La cronaca urbana per estrarne quei frammenti di verità che trovano il loro posto privilegiato in
Raven Hotel, al terzo disco si torna ai paesaggi illustrati all’esordio di
Tips & Compliments, quel concetto ha fatto scattare in
Matt Harlan l’idea brillante di ristrutturare e riarredare trame consolidate, un vagabondaggio alla
T.S. Eliot nell’avvio di Raven Hotel di un
‘drunken troubadour’ abile a costruirsi una serie di schermi nel rapporto coi figli che lo riparino, il banjo e il violino della delicata
Old Spanish Moss dissolvono cupi sfondi familiari per aprire ai toni caldi di una texana solarità in
Second Gear, far parlare la strada in
Half Developed Song, dar vita alla forma dei sentimenti nel tempo della lap steel.
Il piano e la voce di
Rachel Jones plasmano la malinconia di
Riding With The Wind, il genere umano è incapace di godere del presente, di capirlo e amarlo, se non quando è ormai passato e irrecuperabile, e dunque di poterlo amare solo rimpiangendolo, in forma di sentimentalismo nostalgico in
Raven Hotel che sfocia dalla tumultuosa relazione di
We Never Met (Time Machine) e della splendida
Old Allen Road.
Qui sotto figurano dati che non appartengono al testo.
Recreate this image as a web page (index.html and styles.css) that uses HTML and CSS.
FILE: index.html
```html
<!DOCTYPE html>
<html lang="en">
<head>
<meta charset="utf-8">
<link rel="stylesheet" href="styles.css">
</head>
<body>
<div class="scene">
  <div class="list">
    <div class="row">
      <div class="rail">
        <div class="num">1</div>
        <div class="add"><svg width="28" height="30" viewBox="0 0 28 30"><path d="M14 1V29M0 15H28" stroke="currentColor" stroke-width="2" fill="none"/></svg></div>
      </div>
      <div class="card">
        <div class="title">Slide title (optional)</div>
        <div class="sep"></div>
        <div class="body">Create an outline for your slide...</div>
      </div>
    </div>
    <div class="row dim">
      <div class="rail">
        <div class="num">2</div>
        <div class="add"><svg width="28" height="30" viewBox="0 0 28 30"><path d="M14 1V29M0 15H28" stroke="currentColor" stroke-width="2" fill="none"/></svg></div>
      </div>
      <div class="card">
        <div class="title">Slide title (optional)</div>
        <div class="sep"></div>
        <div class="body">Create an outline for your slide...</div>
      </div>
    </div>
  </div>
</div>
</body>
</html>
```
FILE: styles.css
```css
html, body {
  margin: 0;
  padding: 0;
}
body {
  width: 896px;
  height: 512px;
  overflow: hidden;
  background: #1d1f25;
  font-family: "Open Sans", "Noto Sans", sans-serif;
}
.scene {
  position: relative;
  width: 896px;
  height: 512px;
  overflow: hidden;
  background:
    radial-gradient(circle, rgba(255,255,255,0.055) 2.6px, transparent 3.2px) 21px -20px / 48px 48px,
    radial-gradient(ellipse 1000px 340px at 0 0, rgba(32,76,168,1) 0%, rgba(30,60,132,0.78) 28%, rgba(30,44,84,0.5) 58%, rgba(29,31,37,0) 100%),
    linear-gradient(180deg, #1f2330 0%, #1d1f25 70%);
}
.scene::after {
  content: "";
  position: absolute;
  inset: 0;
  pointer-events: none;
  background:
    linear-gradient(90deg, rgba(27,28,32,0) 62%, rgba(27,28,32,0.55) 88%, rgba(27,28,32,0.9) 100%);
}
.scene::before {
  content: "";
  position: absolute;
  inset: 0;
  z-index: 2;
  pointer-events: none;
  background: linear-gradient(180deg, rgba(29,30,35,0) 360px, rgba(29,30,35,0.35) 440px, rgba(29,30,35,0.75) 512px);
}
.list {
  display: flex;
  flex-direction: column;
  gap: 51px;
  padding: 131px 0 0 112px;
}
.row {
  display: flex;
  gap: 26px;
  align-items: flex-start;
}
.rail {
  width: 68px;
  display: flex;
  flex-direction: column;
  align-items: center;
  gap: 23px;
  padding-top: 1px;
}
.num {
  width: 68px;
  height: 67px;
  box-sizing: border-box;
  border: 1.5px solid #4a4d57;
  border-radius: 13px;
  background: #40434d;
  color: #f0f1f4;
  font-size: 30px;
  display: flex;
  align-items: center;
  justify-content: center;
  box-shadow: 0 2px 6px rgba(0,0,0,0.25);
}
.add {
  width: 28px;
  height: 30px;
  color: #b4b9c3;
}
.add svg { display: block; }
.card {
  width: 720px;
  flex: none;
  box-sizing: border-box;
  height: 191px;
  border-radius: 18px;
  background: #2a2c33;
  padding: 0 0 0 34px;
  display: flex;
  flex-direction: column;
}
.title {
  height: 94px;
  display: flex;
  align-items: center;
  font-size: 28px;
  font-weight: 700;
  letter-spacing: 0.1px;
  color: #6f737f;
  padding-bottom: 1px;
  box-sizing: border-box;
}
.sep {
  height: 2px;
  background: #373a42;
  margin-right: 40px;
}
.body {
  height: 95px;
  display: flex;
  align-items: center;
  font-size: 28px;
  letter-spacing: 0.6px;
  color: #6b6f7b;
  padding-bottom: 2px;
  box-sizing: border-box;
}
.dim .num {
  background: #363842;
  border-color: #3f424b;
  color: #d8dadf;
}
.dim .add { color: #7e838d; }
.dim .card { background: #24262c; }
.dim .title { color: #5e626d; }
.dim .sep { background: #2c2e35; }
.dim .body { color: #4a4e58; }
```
Ma esiste anche il tempo di
Rock & Roll dove le chitarre elettriche entrano ad asciugare, negare, smontare, trascendere la narrazione di Matt Harlan con melodie espressive tra i chiaroscuri di
The Optimist e quando si aggiunge l’armonica di Mickey Raphael a illuminare
Slow Moving Train.
Insomma, la società è indifferente, il mondo degli adulti assume le sembianze di un mostruoso dio Saturno, non resta allora, spesso, che la fuga, nel sogno, nell’immaginazione sulla strada di
Rearview Display. Auguratevi di ‘inciampare’ in Raven Hotel, un disco capace di dare un volto e uno spessore emotivo alle parole con cui ci balocchiamo nel salotto di casa.